Like Brian Friel’s great monologue drama The Faith Healer, Marra’s play concerns itself with the strange borderlands between fraudulent showbiz tat, and genuine, transforming inspiration; and that tension is brilliantly captured in Richard Conlon’s superb central performance as Columba, part cynical showbiz chancer, part seriously talented man, with a wicked wit and a beautiful voice.
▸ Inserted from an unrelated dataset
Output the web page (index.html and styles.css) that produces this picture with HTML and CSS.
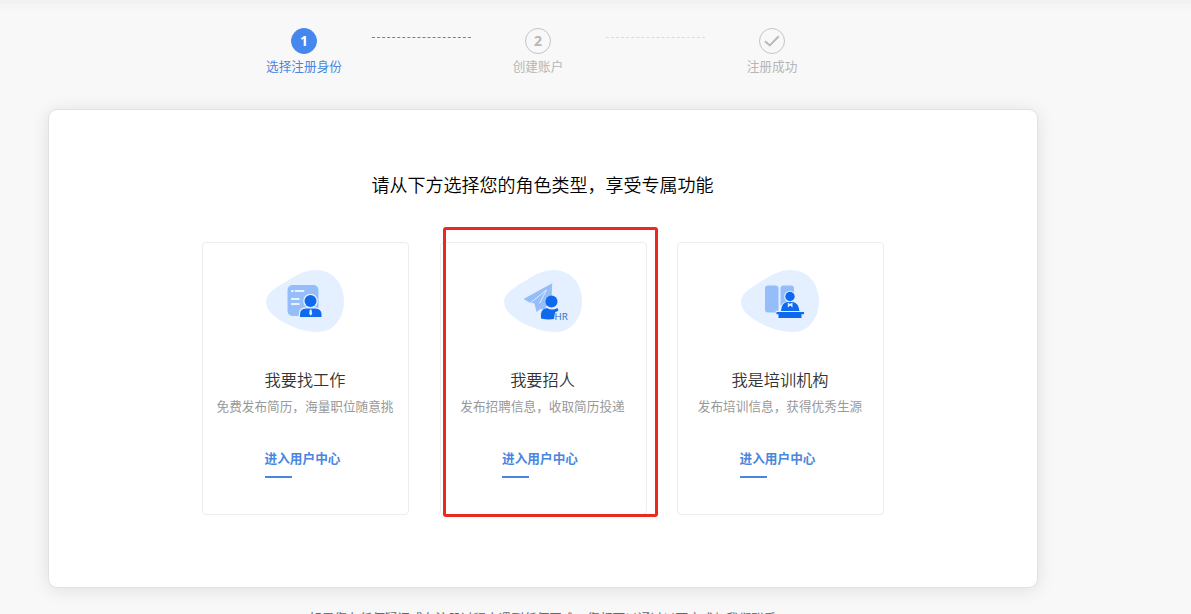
FILE: index.html
```html
<!DOCTYPE html>
<html lang="zh-CN">
	<head>
		<meta charset="UTF-8">
		<title>注册</title>
		<link rel="stylesheet" href="styles.css">
	</head>
	<body>
		<div class="header"></div>
		<div class="steps">
			<div class="step active">
				<div class="num">1</div>
				<p>选择注册身份</p>
			</div>
			<svg class="line current" width="100" height="1"><path d="M1 .5H100"/></svg>
			<div class="step">
				<div class="num">2</div>
				<p>创建账户</p>
			</div>
			<svg class="line" width="100" height="1"><path d="M1 .5H100"/></svg>
			<div class="step">
				<div class="num">
					<svg width="16" height="12" viewBox="0 0 16 12"><path d="M1 6.2L5.8 10.4L14.8 1.2"/></svg>
				</div>
				<p>注册成功</p>
			</div>
		</div>
		<div class="box">
			<h2>请从下方选择您的角色类型，享受专属功能</h2>
			<div class="roles">
				<div class="role">
					<svg class="icon" viewBox="0 0 100 80">
						<path class="blob" d="M11 41.5C11 33 22 27 32 21C43 14 50 10 61 10C78 10 89 24 89 41C89 59 78 72 63 72C50 72 39 68 28 62C18 56 11 50 11 41.5Z"/>
						<rect class="light" x="32.5" y="25" width="31" height="31" rx="5"/>
						<path class="lines" d="M36.8 31h1M40.5 31h8M36.8 39h7M36.8 44h7"/>
						<g class="halo">
							<circle cx="55.5" cy="41" r="6"/>
							<path d="M45 57V54.5Q45 48.5 51 48.5H60Q66.5 48.5 66.5 54.5V57Z"/>
						</g>
						<circle class="dark" cx="55.5" cy="41" r="6"/>
						<path class="dark" d="M45 57V54.5Q45 48.5 51 48.5H60Q66.5 48.5 66.5 54.5V57Z"/>
						<path class="tie" d="M54.8 49.5h1.7l.7 4.3l-1.5 1.9l-1.5-1.9Z"/>
					</svg>
					<h3>我要找工作</h3>
					<p>免费发布简历，海量职位随意挑</p>
					<a>进入用户中心</a>
				</div>
				<div class="role">
					<svg class="icon" viewBox="0 0 100 80">
						<path class="blob" d="M11 41.5C11 33 22 27 32 21C43 14 50 10 61 10C78 10 89 24 89 41C89 59 78 72 63 72C50 72 39 68 28 62C18 56 11 50 11 41.5Z"/>
						<path class="light" d="M30.5 39L59.2 23.2L58.5 40L51 49.5L47.5 49L43.5 52L41.5 43.5L36.5 42.5Z"/>
						<path class="fold" d="M53.5 30L37.5 42.8M53.5 30L46.5 43.5"/>
						<circle class="dark" cx="58.5" cy="41.5" r="6"/>
						<path class="dark" d="M48 58.5Q46.5 49 54 48Q59 51 64.5 48L65.5 50.5L62 52.5L61 59Q55 60 48 58.5Z"/>
						<text x="61.5" y="59.5">HR</text>
					</svg>
					<h3>我要招人</h3>
					<p>发布招聘信息，收取简历投递</p>
					<a>进入用户中心</a>
					<div class="mark"></div>
				</div>
				<div class="role">
					<svg class="icon" viewBox="0 0 100 80">
						<path class="blob" d="M11 41.5C11 33 22 27 32 21C43 14 50 10 61 10C78 10 89 24 89 41C89 59 78 72 63 72C50 72 39 68 28 62C18 56 11 50 11 41.5Z"/>
						<rect class="light" x="35" y="25.5" width="13.5" height="27" rx="3"/>
						<rect class="light" x="50.5" y="25.5" width="13.5" height="22" rx="3"/>
						<g class="halo">
							<circle cx="60" cy="36.5" r="4.5"/>
							<path d="M51 52Q51 42.5 60 42.5Q69 42.5 69 52ZM47 52H74V54.5L71 58H49L47 54.5Z"/>
						</g>
						<circle class="dark" cx="60" cy="36.5" r="4.7"/>
						<path class="dark" d="M51 51Q51.5 42.5 57.5 42H62.5Q68.5 42.5 69.5 51ZM46.5 52H74V54.3H71.5V58H48.5V54.3H46.5Z"/>
						<path class="tie" d="M57.8 42.5L60 44L62.4 42.5L62.6 47.5L60.2 45.5L57.8 47.5Z"/>
					</svg>
					<h3>我是培训机构</h3>
					<p>发布培训信息，获得优秀生源</p>
					<a>进入用户中心</a>
				</div>
			</div>
		</div>
		<div class="tips">如果您有任何疑问或在注册过程中遇到任何困难，您都可以通过以下方式与我们联系</div>
	</body>
</html>
```

FILE: styles.css
```css
*{
	margin: 0;
	padding: 0;
	box-sizing: border-box;
}
body{
	height: 614px;
	overflow: hidden;
	background-color: #f8f8f8;
	font-family: "Liberation Sans","Noto Sans CJK SC",sans-serif;
	font-size: 12.65px;
	font-weight: 400;
}
.header{
	height: 12px;
	background: linear-gradient(#f2f2f2 0,#f2f2f2 4px,#f5f5f5 4px,#f8f8f8 12px);
}
.steps{
	display: flex;
	width: 602px;
	height: 97px;
	margin-left: 237px;
	padding-top: 16px;
}
.step{
	width: 134px;
	text-align: center;
	color: #b6b6b6;
}
.num{
	display: flex;
	align-items: center;
	justify-content: center;
	width: 26px;
	height: 26px;
	margin: 0 auto;
	padding-bottom: 1px;
	border: 1px solid #c4c4c4;
	border-radius: 50%;
	font-family: "Open Sans",sans-serif;
	font-size: 14px;
	font-weight: bold;
}
.num svg{
	fill: none;
	stroke: #b9b9b9;
	stroke-width: 2;
}
.step p{
	margin-top: 4px;
	line-height: 19px;
}
.step.active{
	color: #4a86e0;
}
.step.active .num{
	border-color: #4587ee;
	background-color: #4587ee;
	color: #fff;
}
.line{
	margin-top: 9px;
	stroke: #dadada;
	stroke-dasharray: 3 2.05;
}
.line.current{
	stroke: #3f8ce0;
}
.box{
	width: 990px;
	height: 479px;
	margin-left: 48px;
	padding-top: 63px;
	border: 1px solid #e2e2e3;
	border-radius: 9px;
	background-color: #fff;
	box-shadow: 0 2px 18px rgba(0,0,0,.1);
}
.box h2{
	padding-right: 1px;
	line-height: 26px;
	text-align: center;
	font-size: 18px;
	font-weight: 350;
	color: #000;
}
.roles{
	display: flex;
	justify-content: center;
	gap: 30.5px;
	margin-top: 43px;
}
.role{
	position: relative;
	width: 207px;
	height: 273px;
	padding: 17px 1px 0 0;
	border: 1px solid #ededed;
	border-radius: 4px;
	text-align: center;
}
.icon{
	display: block;
	width: 100px;
	height: 80px;
	margin: 0 auto;
}
.blob{
	fill: #e4f0ff;
}
.light{
	fill: #94bdf9;
}
.dark{
	fill: #0f69ed;
}
.tie{
	fill: #e4f0ff;
}
.lines{
	fill: none;
	stroke: #e9f3ff;
	stroke-width: 1.8;
	stroke-linecap: round;
}
.fold{
	fill: none;
	stroke: #e4f0ff;
	stroke-width: .9;
}
.halo{
	fill: #e4f0ff;
	stroke: #e4f0ff;
	stroke-width: 2.6;
}
.icon text{
	font-family: "Open Sans",sans-serif;
	font-size: 9.8px;
	font-weight: 400;
	fill: #2c6fc4;
}
.role h3{
	margin-top: 28px;
	line-height: 24px;
	font-size: 16.2px;
	font-weight: 350;
	color: #333;
}
.role p{
	margin-top: 6px;
	line-height: 19px;
	white-space: nowrap;
	color: #999;
}
.role a{
	display: block;
	width: 76px;
	margin: 33px 0 0 61.5px;
	line-height: 18px;
	font-weight: bold;
	white-space: nowrap;
	color: #4a86e0;
}
.role a::after{
	content: "";
	display: block;
	width: 27px;
	height: 2px;
	margin-top: 8px;
	background-color: #4a86e0;
}
/* 选中框 */
.mark{
	position: absolute;
	top: -16px;
	left: 2px;
	width: 215px;
	height: 290px;
	border: 3px solid #ea2a1e;
	border-radius: 3px;
}
.tips{
	margin: 22px 0 0 309px;
	line-height: 19px;
	white-space: nowrap;
	color: #666;
}
```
The show also features an inspired Ewan Donald, playing every other character from Columba’s ever-optimistic manager to the killer queen of radio presenters, Agnes Brash; and Michael Marra himself on keyboards, as singer, narrator, and the weary but brilliant voice of creative wisdom, in all its contradiction and complexity.

There’s more fun to be had, too, at the Ramshorn Theatre’s Glasgow Comedy Festival production of The Hitch-Hiker’s Guide To The Galaxy, adapted and directed by Susan Triesman and Bruce Downie from the original text by Douglas Adams. As a co-production between Strathclyde Theatre Group and the Radio Theatre Group, the show essentially re-creates the six episodes of the original radio series, using the fourth-wall-busting technique of treating the audience as onlookers in a radio studio, where a team of nine actors are busy generating all the drama and sound-effects for Adams’s famous inter-galactic satire.

There are some fine performances on view, notably from a cool but alluring Karen Bartke in the key role of The Book. The show, though, eventually falls flat on its face by showing no sense of when to shut up. At 90 minutes, it would have been fine, one of the great jokes of the late 20th century well retold. At three hours, though, it’s just ridiculous, increasingly repetitive, self-indulgent and tiresome; and an object lesson in the need to quit while you’re winning, if you want to make theatre that leaves a lasting impression.

Caged at the Traverse Theatre, Edinburgh, tonight and tomorrow, at the Lemon Tree, Aberdeen, on Saturday 2 April, and on tour across Scotland until 5 May. Saint Catherine’s Day at Oran Mor, Glasgow, until Saturday, and at Dundee Rep, 5-9 April. The Hitch-Hiker’s Guide to The Galaxy at the Ramshorn Theatre, Glasgow, until Saturday.